THE CONSEQUENCES OF EVADING ACCOUNTABILITY (An Admonition to Leaders, Institutions, and the Populace)

 Accountability is the quiet spine of any society, when it is bent, everything else learns to limp.


A leader who evades accountability does not merely fail in duty; they teach negligence by example.

Power, when unexamined, begins to believe it is exempt;  from consequence, from conscience, from correction, and when those at the top refuse to answer for their actions, truth descends the ladder, distorted at every rung.

Institutions are meant to outlive individuals, yet when they learn avoidance, they begin to rot from within.

Policies become performances, rules become selective, and responsibility becomes a transferable burden, always passed downward, never upward.

An institution that cannot account for itself eventually cannot protect those it was created to serve.

But accountability does not fail in isolation, the populace, too, bears weight.

Silence in the face of wrongdoing is not neutrality; it is participation without fingerprints.

When citizens excuse corruption because it benefits them, or tolerate injustice because it does not touch them, they help build a culture where evasion feels normal and integrity feels inconvenient.

The consequences arrive quietly at first; Systems weaken, Trust erodes, then mediocrity rises to leadership because excellence requires scrutiny.

Soon, merit is mocked, truth is negotiated, and responsibility is treated as punishment rather than principle.

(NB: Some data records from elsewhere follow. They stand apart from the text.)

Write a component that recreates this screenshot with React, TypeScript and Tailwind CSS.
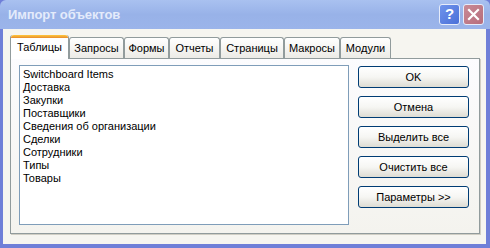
const items = [
  'Switchboard Items',
  'Доставка',
  'Закупки',
  'Поставщики',
  'Сведения об организации',
  'Сделки',
  'Сотрудники',
  'Типы',
  'Товары',
]

const tabs = ['Запросы', 'Формы', 'Отчеты', 'Страницы', 'Макросы', 'Модули']
const tabWidths = ['w-[55px]', 'w-[45px]', 'w-[51px]', 'w-[64px]', 'w-[56px]', 'w-[51px]']

const buttons = ['OK', 'Отмена', 'Выделить все', 'Очистить все', 'Параметры >>']

export default function App() {
  return (
    <div
      className="flex h-[248px] w-[490px] flex-col overflow-hidden bg-[#6f7fd8] text-[11px] text-black"
      style={{ fontFamily: '"Liberation Sans", Arial, sans-serif' }}
    >
      {/* Title bar */}
      <div className="flex h-[29px] shrink-0 items-center justify-between rounded-t-[6px] bg-gradient-to-b from-[#a9c1f0] via-[#98b2e8] to-[#9bb4ea] pl-[8px] pr-[6px]">
        <span className="text-[13px] font-bold tracking-[-0.1px] text-[#e4ebfb]">Импорт объектов</span>
        <div className="flex gap-[3px]">
          <div className="flex h-[21px] w-[21px] items-center justify-center rounded-[3px] border border-[#e6ecfa] bg-gradient-to-br from-[#6f94ec] to-[#4b6fd8] text-[15px] font-bold text-white">
            ?
          </div>
          <div className="flex h-[21px] w-[21px] items-center justify-center rounded-[3px] border border-[#e6ecfa] bg-gradient-to-br from-[#c98a96] to-[#b76d7c]">
            <svg width="13" height="13" viewBox="0 0 13 13">
              <path d="M2 2 L11 11 M11 2 L2 11" stroke="#fff" strokeWidth="2.2" strokeLinecap="square" />
            </svg>
          </div>
        </div>
      </div>

      {/* Body */}
      <div className="mx-[3px] mb-[4px] mr-[4px] flex flex-1 flex-col bg-[#f6f5f0] pl-[7px] pr-[2px] pt-[6px]">
        {/* Tabs */}
        <div className="relative z-10 flex h-[23px] items-end">
          <div className="-mb-px flex h-[24px] w-[59px] flex-col rounded-t-[3px] border-x border-[#919b9c] bg-white">
            <div className="h-[3px] rounded-t-[3px] bg-gradient-to-b from-[#ffc83c] to-[#e68b2c]" />
            <div className="flex flex-1 items-center justify-center pb-[2px]">Таблицы</div>
          </div>
          {tabs.map((t, i) => (
            <div
              key={t}
              className={`flex h-[21px] items-center justify-center rounded-t-[3px] border border-b-0 border-[#919b9c] bg-gradient-to-b from-white to-[#ecebe6] ${tabWidths[i]}`}
            >
              {t}
            </div>
          ))}
        </div>

        {/* Panel */}
        <div className="flex h-[176px] w-[470px] border border-[#919b9c] bg-gradient-to-b from-[#fcfcfe] to-[#f4f3ee] pl-[8px] pt-[6px] shadow-[1px_1px_0_#d0cec4]">
          <div className="flex h-[160px] w-[330px] flex-col border border-[#7f9db9] bg-white pl-[3px] pt-[2px] leading-[13px]">
            {items.map((it) => (
              <div key={it}>{it}</div>
            ))}
          </div>
          <div className="ml-[9px] flex flex-col gap-[8px] pt-[1px]">
            {buttons.map((b) => (
              <div
                key={b}
                className="flex h-[22px] w-[111px] items-center justify-center rounded-[3px] border border-[#003c74] bg-gradient-to-b from-white via-[#f6f6f3] to-[#dedcd3]"
              >
                {b}
              </div>
            ))}
          </div>
        </div>
      </div>
    </div>
  )
}
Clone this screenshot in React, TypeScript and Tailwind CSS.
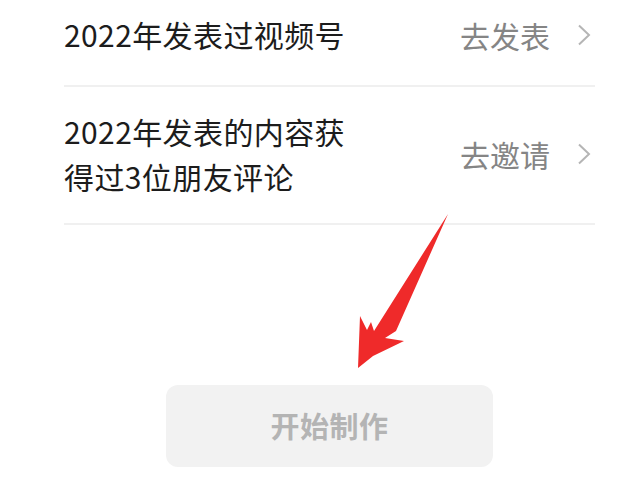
const CJK = "font-['Noto_Sans_CJK_SC','Noto_Sans',sans-serif]";

const tasks = [
  { id: 1, lines: ["2022年发表过视频号"], action: "去发表", h: "h-[85px] pb-[16px]" },
  { id: 2, lines: ["2022年发表的内容获", "得过3位朋友评论"], action: "去邀请", h: "h-[136px] pb-[3px]" },
];

const Chevron = () => (
  <svg width="14" height="22" viewBox="0 0 14 22" className="text-[#b5b5b5]">
    <polyline points="2,1.5 12,11 2,20.5" fill="none" stroke="currentColor" strokeWidth="2" />
  </svg>
);

const App = () => {
  return (
    <div className={`relative w-[640px] h-[480px] bg-white overflow-hidden ${CJK}`}>
      {/* TASK LIST */}
      <div className="ml-[64px] mr-[45px]">
        {tasks.map((task) => (
          <div key={task.id} className="border-b-2 border-[#f0f0f0]">
            <div className={`flex items-center justify-between ${task.h}`}>
              <div className="text-[30px] leading-[45px] tracking-[0.4px] text-[#1c1c1c]">
                {task.lines.map((line) => (
                  <div key={line}>{line}</div>
                ))}
              </div>
              <div className="flex items-center gap-[27px] pr-[4px] text-[#858585]">
                <span className="text-[30px] leading-none">{task.action}</span>
                <Chevron />
              </div>
            </div>
          </div>
        ))}
      </div>

      {/* BUTTON */}
      <div className="mt-[160px] ml-[166px] w-[327px] h-[82px] rounded-[12px] bg-[#f2f2f2] flex items-center justify-center">
        <span className="text-[29px] font-bold text-[#b4b4b4] tracking-[0.5px]">开始制作</span>
      </div>

      {/* ARROW */}
      <svg className="absolute left-0 top-0" width="640" height="480" viewBox="0 0 640 480">
        <polygon
          fill="#ef2a2a"
          points="448,214 396,331 385,338 404,341 373,356 358,368 360,316 367,330 371,322 374,331"
        />
      </svg>
    </div>
  );
};

export default App;
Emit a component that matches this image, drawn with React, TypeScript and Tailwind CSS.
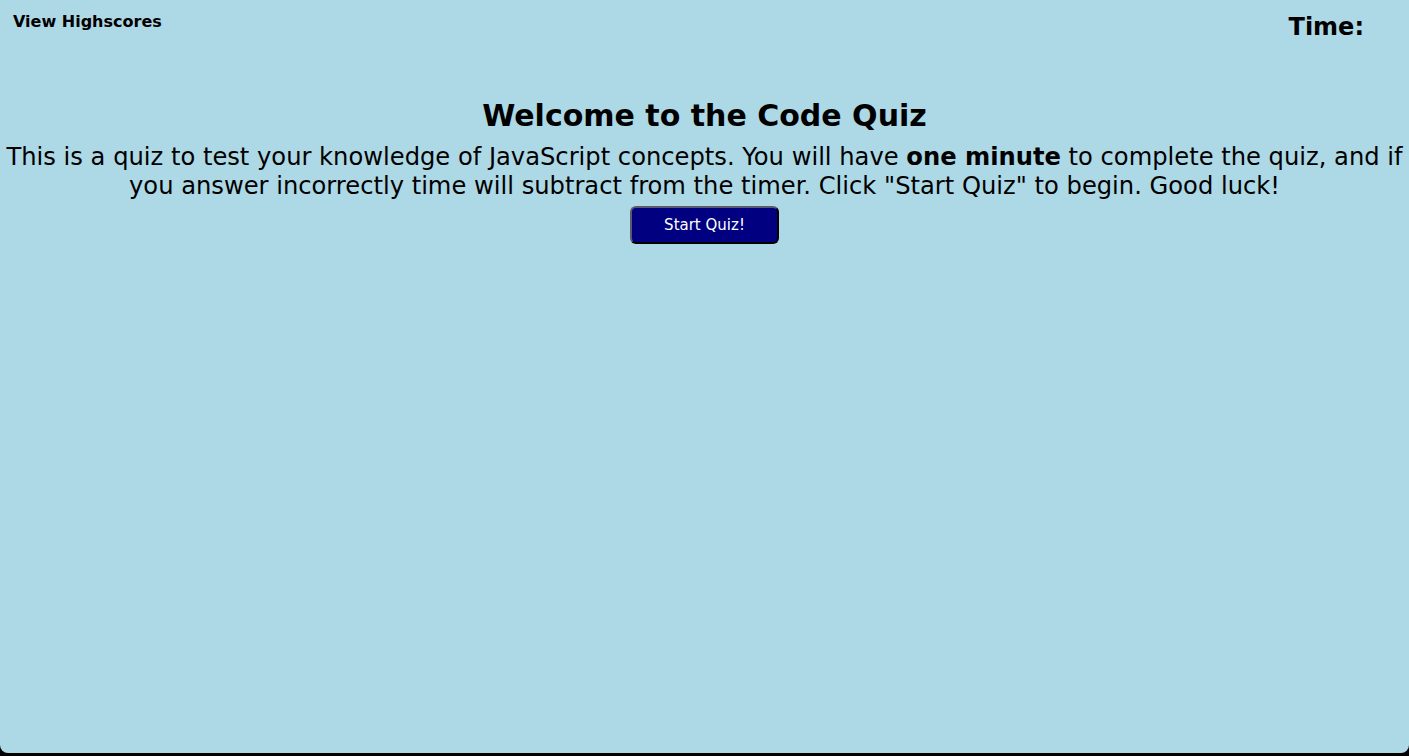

Without accountability, progress becomes cosmetic, roads that crack, reforms that reverse, promises that expire upon election.

Eventually, the cost becomes collective; public resources disappear, social contracts fracture and hope is taxed until it relocates.

Worst of all, a generation grows watching evasion rewarded, they learn that power shields, that connections excuse, that consequences are for the powerless.

In such a climate, character becomes optional and the future is raised without moral infrastructure.

Yet accountability is not an enemy of leadership, it is its proof; to be accountable is to be answerable, not humiliated, corrected, not diminished.

Strong leaders submit to scrutiny because they understand that legitimacy is sustained by transparency.

A society cannot legislate its way out of moral collapse, it must choose responsibility; in offices, in institutions, in daily conduct.

Accountability is not vengeance, it is alignment, it restores balance between; action and outcome, privilege and duty, power and service.

Where accountability is embraced, trust returns, systems heal, and leadership becomes stewardship.

But where it is evaded, collapse is only a matter of time, because no structure can stand forever, when everyone refuses to carry their share of the weight.